## DATA EXCERPTS
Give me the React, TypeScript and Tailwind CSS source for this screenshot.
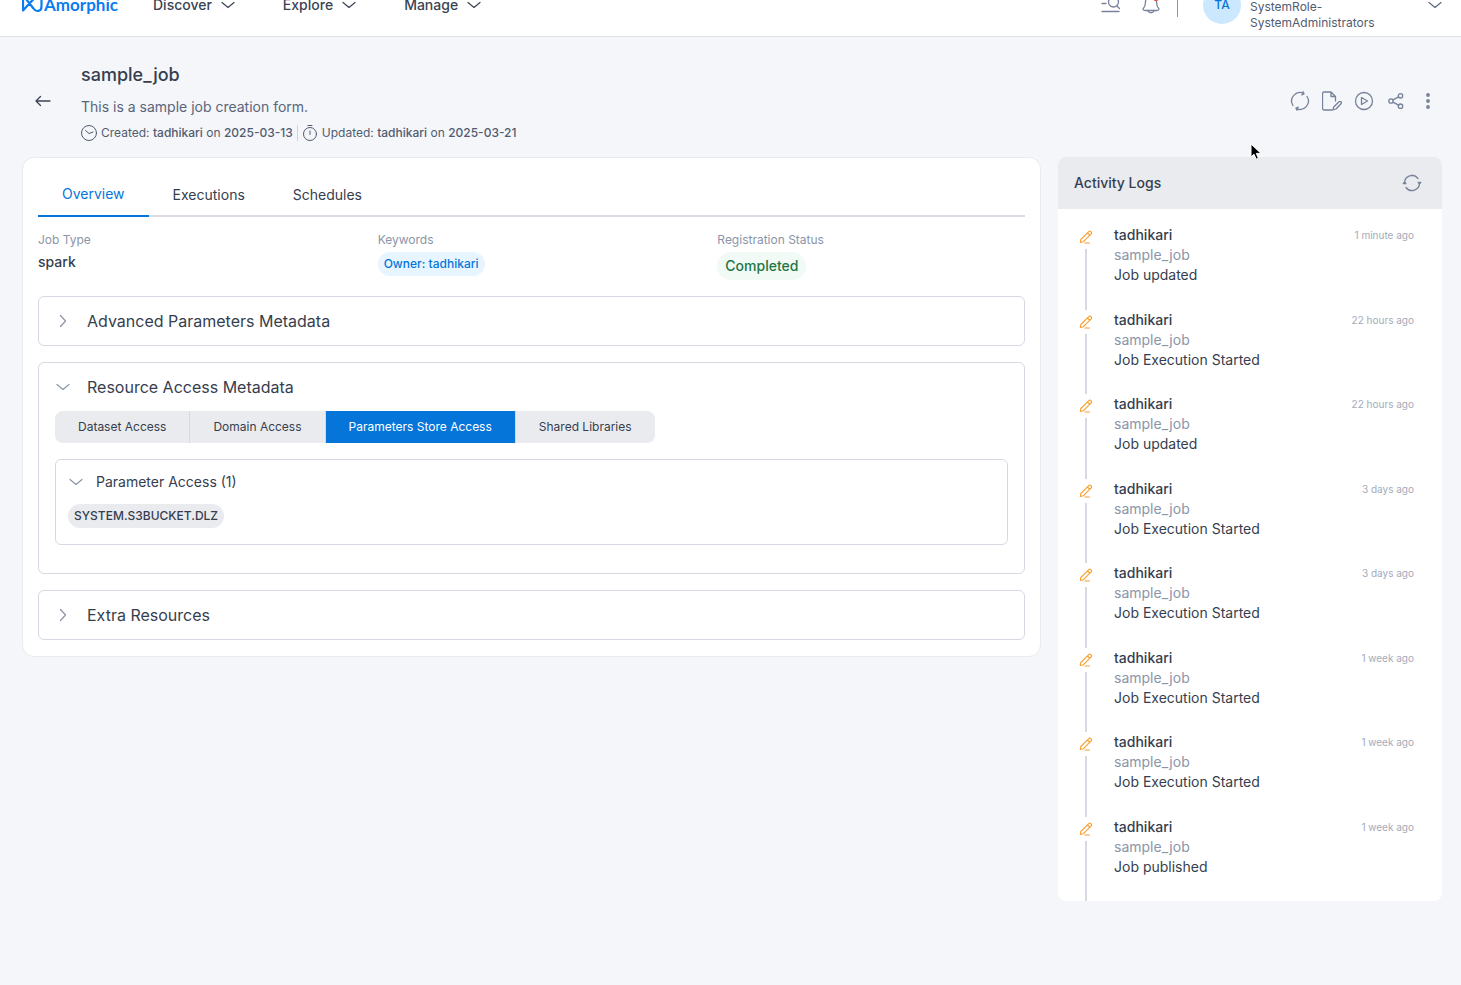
import { useState } from "react";
import type { ReactNode } from "react";

type IconProps = { className?: string; children: ReactNode; viewBox?: string; strokeWidth?: number };

function Icon({ className = "size-5", children, viewBox = "0 0 20 20", strokeWidth = 1 }: IconProps) {
    return (
        <svg
            className={className}
            viewBox={viewBox}
            fill="none"
            stroke="currentColor"
            strokeWidth={strokeWidth}
            strokeLinecap="round"
            strokeLinejoin="round"
            aria-hidden="true"
        >
            {children}
        </svg>
    );
}

function Chevron({ open = true, className = "text-[#8b95a9]" }: { open?: boolean; className?: string }) {
    return (
        <Icon className={`size-4 shrink-0 ${className}`} viewBox="0 0 16 16" strokeWidth={1.2}>
            {open ? <path d="M2 5.5l6 5 6-5" /> : <path d="M5.5 2.5l5 5.5-5 5.5" />}
        </Icon>
    );
}

const menus = ["Discover", "Explore", "Manage"];
const tabs = ["Overview", "Executions", "Schedules"];
const resources = ["Dataset Access", "Domain Access", "Parameters Store Access", "Shared Libraries"];

const logs = [
    { action: "Job updated", time: "1 minute ago" },
    { action: "Job Execution Started", time: "22 hours ago" },
    { action: "Job updated", time: "22 hours ago" },
    { action: "Job Execution Started", time: "3 days ago" },
    { action: "Job Execution Started", time: "3 days ago" },
    { action: "Job Execution Started", time: "1 week ago" },
    { action: "Job Execution Started", time: "1 week ago" },
    { action: "Job published", time: "1 week ago" },
];

function TopBar() {
    return (
        <header className="-mt-7 flex h-[65px] items-center border-b border-[#e1e3e8] bg-white pt-0.5 pr-[18px] pl-[22px]">
            <a href="#" className="flex w-[95px] items-center gap-px text-[#0a7cf0]">
                <svg className="h-5 w-[21px] shrink-0" viewBox="0 0 21 20" fill="none" stroke="currentColor" strokeWidth="2.2" strokeLinejoin="round" aria-hidden="true">
                    <path d="M1 4v11.500L12.500 3M4 4l7.500 9.500c2.500 4 8 3 8-2V3" />
                </svg>
                <span className="font-[Lato,sans-serif] text-[17px] leading-6 font-bold">Amorphic</span>
            </a>
            <nav className="ml-9 flex items-center gap-[47px]">
                {menus.map((menu) => (
                    <button key={menu} type="button" className="flex items-center gap-2 text-sm font-medium text-[#3b4353]">
                        {menu}
                        <Chevron className="text-[#3b4353]" />
                    </button>
                ))}
            </nav>
            <div className="ml-auto flex items-center">
                <button type="button" aria-label="Search" className="text-[#77829a]">
                    <Icon strokeWidth={1.3}>
                        <path d="M1 3h4M1 8.500h4M1 16.500h17" />
                        <circle cx="12.5" cy="7" r="5" />
                        <path d="M16 11l2.500 2.500" />
                    </Icon>
                </button>
                <button type="button" aria-label="Notifications" className="relative ml-5 text-[#77829a]">
                    <Icon strokeWidth={1.3}>
                        <path d="M10 1.500c-3.500 0-5.500 2.500-5.500 5.500 0 4-1 5.500-2.500 7 0 1 1 1.500 2 1.500h12c1 0 2-.500 2-1.500-1.500-1.500-2.500-3-2.500-7 0-3-2-5.500-5.500-5.500z" />
                        <path d="M7 15.500c.5 3 5.500 3 6 0" />
                    </Icon>
                    <span className="absolute top-0 right-0.5 size-1.5 rounded-full bg-[#f04438]" />
                </button>
                <span className="ml-4 h-6 w-px bg-[#8f98a8]" />
                <button type="button" className="ml-[25px] flex items-center text-left">
                    <span className="flex size-[38px] items-center justify-center rounded-full bg-[#cce8ff] text-xs font-medium text-[#0675d9]">TA</span>
                    <span className="ml-[9px] w-[177px] pt-5 text-xs leading-4 text-[#515c70]">
                        SystemRole-
                        <br />
                        SystemAdministrators
                    </span>
                    <Chevron className="text-[#5d687c]" />
                </button>
            </div>
        </header>
    );
}

function JobHeader() {
    return (
        <div className="flex items-center pr-1 pl-[13px]">
            <button type="button" aria-label="Back" className="text-[#3b4353]">
                <Icon className="size-4" viewBox="0 0 16 16" strokeWidth={1.3}>
                    <path d="M15 8H1M5.500 3.500L1 8l4.500 4.500" />
                </Icon>
            </button>
            <div className="ml-[30px]">
                <h1 className="text-lg leading-7 font-medium text-[#363e4e]">sample_job</h1>
                <p className="mt-2 text-sm leading-5 text-[#5a657a]">This is a sample job creation form.</p>
                <div className="mt-2 flex items-center text-xs leading-4 text-[#515c70]">
                    <Icon className="size-4" viewBox="0 0 16 16">
                        <circle cx="8" cy="8" r="7.5" />
                        <path d="M4.500 5.500L8 8.500l4-1.500" />
                    </Icon>
                    <span className="ml-1">
                        Created: <b className="font-medium">tadhikari</b> on <b className="font-medium">2025-03-13</b>
                    </span>
                    <span className="mx-1 h-4 w-px bg-[#cfd4dc]" />
                    <Icon className="size-4" viewBox="0 0 16 16">
                        <circle cx="8" cy="9" r="6.5" />
                        <path d="M6 .5h4M8 6v3.500" />
                    </Icon>
                    <span className="ml-1">
                        Updated: <b className="font-medium">tadhikari</b> on <b className="font-medium">2025-03-21</b>
                    </span>
                </div>
            </div>
            <div className="ml-auto flex items-center gap-3 text-[#77829a]">
                <button type="button" aria-label="Reload">
                    <Icon strokeWidth={1.3}>
                        <path d="M3 14.500A8.300 8.300 0 0 1 13.800 2.600M13 .800l1 2-2.200 1M17 5.500A8.300 8.300 0 0 1 6.200 17.400M7 19.200l-1-2 2.200-1" />
                    </Icon>
                </button>
                <button type="button" aria-label="Edit">
                    <Icon strokeWidth={1.3}>
                        <path d="M10 19H2a1.500 1.500 0 0 1-1.500-1.500v-15A1.500 1.500 0 0 1 2 1h7l4.500 4.500V10M9 1v4.500h4.500" />
                        <path d="M11 19l.7-3 5.300-5.300a1.300 1.300 0 0 1 2 2L14 18z" />
                    </Icon>
                </button>
                <button type="button" aria-label="Run">
                    <Icon strokeWidth={1.3}>
                        <circle cx="10" cy="10" r="8.5" />
                        <path d="M7.500 6.500v7l6-3.500z" />
                    </Icon>
                </button>
                <button type="button" aria-label="Share">
                    <Icon strokeWidth={1.3}>
                        <circle cx="5" cy="10" r="2.2" />
                        <circle cx="14.5" cy="4.8" r="2.2" />
                        <circle cx="14.5" cy="15.2" r="2.2" />
                        <path d="M7 8.900l5.600-3M7 11.100l5.600 3" />
                    </Icon>
                </button>
                <button type="button" aria-label="More">
                    <svg className="size-5" viewBox="0 0 20 20" fill="currentColor" aria-hidden="true">
                        <circle cx="10" cy="4" r="1.9" />
                        <circle cx="10" cy="10" r="1.9" />
                        <circle cx="10" cy="16" r="1.9" />
                    </svg>
                </button>
            </div>
        </div>
    );
}

function Section({ title, open = false, children }: { title: string; open?: boolean; children?: ReactNode }) {
    return (
        <section className="mt-4 rounded-md border border-[#d5d9e1]">
            <button type="button" aria-expanded={open} className="flex h-12 w-full items-center gap-4 px-4 text-base text-[#363e4e]">
                <Chevron open={open} />
                {title}
            </button>
            {children}
        </section>
    );
}

function JobDetails() {
    const [tab, setTab] = useState("Overview");
    const [resource, setResource] = useState("Parameters Store Access");

    return (
        <main className="min-w-0 flex-1 rounded-xl border border-[#e8eaef] bg-white px-[15px] pt-[15px] pb-4">
            <div role="tablist" className="flex border-b-2 border-[#d8dce3]">
                {tabs.map((name) => (
                    <button
                        key={name}
                        type="button"
                        role="tab"
                        aria-selected={tab === name}
                        onClick={() => setTab(name)}
                        className={`-mb-0.5 h-11 px-6 text-sm ${tab === name ? "border-b-2 border-[#0675d9] text-[#0675d9]" : "text-[#363e4e]"}`}
                    >
                        {name}
                    </button>
                ))}
            </div>

            <dl className="mt-[15px] grid grid-cols-3 gap-8">
                <div>
                    <dt className="text-xs leading-4 text-[#8b95a9]">Job Type</dt>
                    <dd className="mt-1 text-sm leading-5 font-medium text-[#363e4e]">spark</dd>
                </div>
                <div>
                    <dt className="text-xs leading-4 text-[#8b95a9]">Keywords</dt>
                    <dd className="mt-1">
                        <span className="block w-fit rounded-full bg-[#e6f5ff] px-1.5 text-xs leading-6 font-medium text-[#0675d9]">Owner: tadhikari</span>
                    </dd>
                </div>
                <div>
                    <dt className="text-xs leading-4 text-[#8b95a9]">Registration Status</dt>
                    <dd className="mt-1">
                        <span className="block w-fit rounded-full bg-[#f1faf5] px-2 text-sm leading-7 font-medium text-[#1d7644]">Completed</span>
                    </dd>
                </div>
            </dl>

            <Section title="Advanced Parameters Metadata" />

            <Section title="Resource Access Metadata" open>
                <div className="px-4 pb-7">
                    <div className="flex w-fit overflow-hidden rounded-lg">
                        {resources.map((name) => (
                            <button
                                key={name}
                                type="button"
                                aria-pressed={resource === name}
                                onClick={() => setResource(name)}
                                className={`h-8 border-r border-[#d5d9e1] px-[23px] text-xs last:border-r-0 ${resource === name ? "bg-[#0675d9] text-white" : "bg-[#eaebef] text-[#363e4e]"}`}
                            >
                                {name}
                            </button>
                        ))}
                    </div>
                    <div className="mt-4 rounded-md border border-[#d5d9e1] px-3 pb-4">
                        <button type="button" aria-expanded="true" className="flex h-11 w-full items-center gap-3 text-sm text-[#363e4e]">
                            <Chevron />
                            Parameter Access (1)
                        </button>
                        <span className="block w-fit rounded-full bg-[#eaebef] px-1.5 text-xs leading-6 font-medium text-[#363e4e]">SYSTEM.S3BUCKET.DLZ</span>
                    </div>
                </div>
            </Section>

            <Section title="Extra Resources" />
        </main>
    );
}

function ActivityLogs() {
    return (
        <aside className="w-96 shrink-0 overflow-hidden rounded-lg bg-white">
            <div className="flex h-[52px] items-center justify-between bg-[#eaebef] pr-5 pl-4">
                <h2 className="text-sm font-medium text-[#363e4e]">Activity Logs</h2>
                <button type="button" aria-label="Refresh logs" className="text-[#77829a]">
                    <Icon strokeWidth={1.3}>
                        <path d="M2.500 10a7.500 7.500 0 0 1 13.500-4.500M17.500 10a7.500 7.500 0 0 1-13.500 4.500M4.500 4.900A7.500 7.500 0 0 1 14 3.700M15.500 15.100A7.500 7.500 0 0 1 6 16.300" />
                        <path d="M1.300 10.500l1.300-1.300 1.300 1.300zM16.200 9.500l1.300 1.300L18.800 9.500z" fill="currentColor" />
                    </Icon>
                </button>
            </div>
            <ul className="flex min-h-[692px] flex-col pt-4 pr-7 pl-4">
                {logs.map((log, i) => (
                    <li key={i} className="flex flex-1 gap-4">
                        <div className="flex w-6 flex-col items-center">
                            <span className="flex size-6 items-center justify-center text-[#f79f2d]">
                                <Icon className="size-3.5" viewBox="0 0 14 14" strokeWidth={1.1}>
                                    <path d="M1.200 12.500l.6-3L9.800 1.600a1.300 1.300 0 0 1 2 0l.4.4a1.300 1.300 0 0 1 0 1.900L4.200 11.800zM8.500 3l2.300 2.300M6 13h4.500" />
                                </Icon>
                            </span>
                            <span className="w-0.5 flex-1 bg-[#d5d9e1]" />
                        </div>
                        <div className="flex-1 text-sm leading-5 text-[#363e4e]">
                            <p className="font-medium">tadhikari</p>
                            <p className="text-[#8b95a9]">sample_job</p>
                            <p>{log.action}</p>
                        </div>
                        <time className="text-[10px] leading-5 text-[#a3abba]">{log.time}</time>
                    </li>
                ))}
            </ul>
        </aside>
    );
}

export default function App() {
    return (
        <div className="min-h-screen overflow-hidden bg-[#f4f6fa] font-[Inter,sans-serif]">
            <TopBar />
            <div className="relative pt-6 pr-[19px] pl-[22px]">
                <JobHeader />
                <div className="mt-4 flex items-start gap-[17px]">
                    <JobDetails />
                    <ActivityLogs />
                </div>
                <svg className="absolute top-[106px] right-[199px] h-5 w-3" viewBox="0 0 12 20" aria-hidden="true">
                    <path d="M1 1v13l3-2.800 2.200 5 2.200-1-2.100-4.800H11z" fill="#000" stroke="#fff" strokeWidth="1" />
                </svg>
            </div>
        </div>
    );
}
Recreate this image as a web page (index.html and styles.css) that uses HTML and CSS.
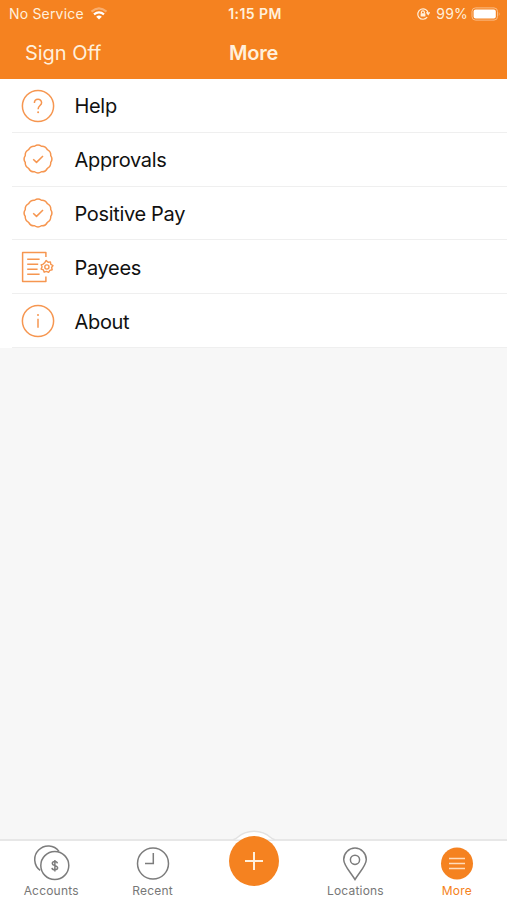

## WHAT YOU HAVE TO DO
Copy nothing but the lines from the first one in the listing through the line with "string; children: ReactNode;", and omit the pictures.

## COMPLETED TASK
Give me the React, TypeScript and Tailwind CSS source for this screenshot.
import { useState } from "react";
import type { ReactNode } from "react";

type IconProps = { className?: string; children: ReactNode; viewBox?: string; strokeWidth?: number };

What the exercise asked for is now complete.